Ну наконец-то мы дома! Мне так этот лагерь надоел, а дома так хорошо! Сидим за столом, и мы с Ёлкой рассказываем про лагерь. Я рассказываю, что, когда я приходила вечером к Ёлке сказать «спокойной ночи», кто-нибудь из девочек в палатке говорил: «Элка, иди — «ночной сторож» пришёл!» Говорю Анночке:

— Там так скучно, что можно с ума сойти, глупая и противная вещь этот лагерь!

— Жоржик, ты представляешь, их купаться ни разу не водили, а лето было жаркое! — возмущается Мама.

— Да-а! — качает головой Папа. — Но будем надеяться, что в будущем году они что-то наладят — кружки, развлечения, спорт какой-нибудь.

— А почему они в этом году ничего не наладили? — спрашивает Ёлка.

— Первый год работают, — говорит Папа, — война ведь!

— А у меня коленки распухли, — говорит Анночка. — Папочка мне их «кварцевал», и они спухли.

— Всё в порядке? — спрашиваю я у Мамочки и киваю на Анку.

— Да, сейчас в порядке, — говорит Мамочка. — Девочки, — спрашивает нас Мама, — ну ведь было, наверное, там, в лагере, что-то хорошее?

— Было! — говорит Ёлка очень решительно и смотрит на меня.

— Что? — спрашивает Мама.

— Бабушка! — отвечаем мы с Ёлкой хором.

Семья

Сегодня 31 августа — день свадьбы Мамочки и Папы.
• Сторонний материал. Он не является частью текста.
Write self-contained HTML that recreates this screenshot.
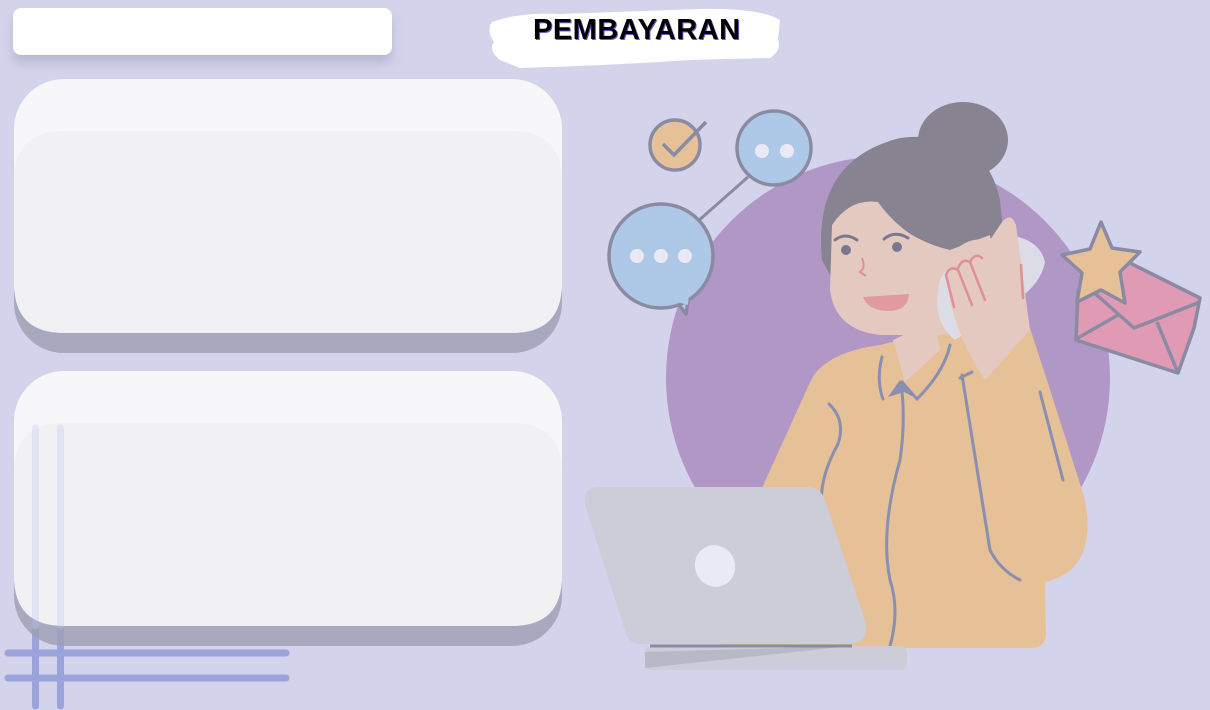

Но сегодня, объяснила нам Мамочка, не просто праздник, а юбилей, потому что сегодня пятнадцать лет, как они поженились! Бабушка приготовила очень много вкусных вещей — пирожков с разной начинкой, и ещё она приготовила несколько «блюд», названия которых я не знаю. Мамочка приготовила салат «оливье» с крабами, и я ей помогала — снимала с крабов всё ненужное и почистила яйца. Почему, когда ты чистишь яйца или режешь хлеб на празднике, такое чувство, что всё замечательно, удивительно, и кажется, что даже может произойти какое-нибудь чудо? А когда то же самое делаешь в обычный день, это просто интересно?
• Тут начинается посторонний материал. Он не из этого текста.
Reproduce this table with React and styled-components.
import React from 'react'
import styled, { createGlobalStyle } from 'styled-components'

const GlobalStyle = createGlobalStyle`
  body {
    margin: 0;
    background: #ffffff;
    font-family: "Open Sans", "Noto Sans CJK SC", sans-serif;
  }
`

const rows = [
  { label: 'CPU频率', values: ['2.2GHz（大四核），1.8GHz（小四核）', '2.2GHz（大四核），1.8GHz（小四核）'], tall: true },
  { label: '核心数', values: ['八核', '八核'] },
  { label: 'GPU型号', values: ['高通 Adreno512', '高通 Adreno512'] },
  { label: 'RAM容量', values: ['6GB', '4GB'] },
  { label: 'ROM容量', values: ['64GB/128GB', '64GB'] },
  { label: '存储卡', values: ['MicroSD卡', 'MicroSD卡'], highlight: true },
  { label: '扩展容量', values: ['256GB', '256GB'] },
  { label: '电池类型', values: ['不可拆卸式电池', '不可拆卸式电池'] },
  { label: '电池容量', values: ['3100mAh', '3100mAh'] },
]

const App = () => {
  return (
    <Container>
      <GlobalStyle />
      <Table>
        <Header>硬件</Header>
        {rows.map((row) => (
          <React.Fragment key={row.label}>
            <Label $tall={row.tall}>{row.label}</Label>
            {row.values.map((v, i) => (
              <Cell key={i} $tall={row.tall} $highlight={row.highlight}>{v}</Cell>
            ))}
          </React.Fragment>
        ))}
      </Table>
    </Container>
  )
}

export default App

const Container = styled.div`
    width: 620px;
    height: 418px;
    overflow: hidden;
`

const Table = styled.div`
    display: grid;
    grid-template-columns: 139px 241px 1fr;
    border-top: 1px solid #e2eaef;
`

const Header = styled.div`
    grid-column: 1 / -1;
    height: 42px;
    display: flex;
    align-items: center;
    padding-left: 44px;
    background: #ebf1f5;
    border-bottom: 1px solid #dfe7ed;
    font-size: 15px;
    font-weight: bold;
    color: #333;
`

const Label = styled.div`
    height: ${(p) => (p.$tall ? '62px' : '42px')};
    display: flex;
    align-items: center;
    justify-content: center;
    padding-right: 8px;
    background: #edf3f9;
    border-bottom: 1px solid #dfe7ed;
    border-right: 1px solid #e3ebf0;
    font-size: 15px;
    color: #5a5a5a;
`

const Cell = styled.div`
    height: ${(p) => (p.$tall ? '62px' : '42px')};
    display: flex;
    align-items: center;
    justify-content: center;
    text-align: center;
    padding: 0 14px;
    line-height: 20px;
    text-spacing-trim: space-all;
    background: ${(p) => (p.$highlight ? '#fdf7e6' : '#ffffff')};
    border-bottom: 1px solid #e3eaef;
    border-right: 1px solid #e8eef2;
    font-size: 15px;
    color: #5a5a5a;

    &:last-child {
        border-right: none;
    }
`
Пришли Соболевы и Садовские, они обнимали и целовали Маму с Папой. Дядя Сережа сказал Мамочке: «Вавка, ты уже старуха!» Мамочка очень смеялась, Анночка удивилась и долго стояла с бровями, залезшими под чёлку. А я тоже сначала удивилась, потому что Мамочка очень молодая, а потом поняла, что это «шутка».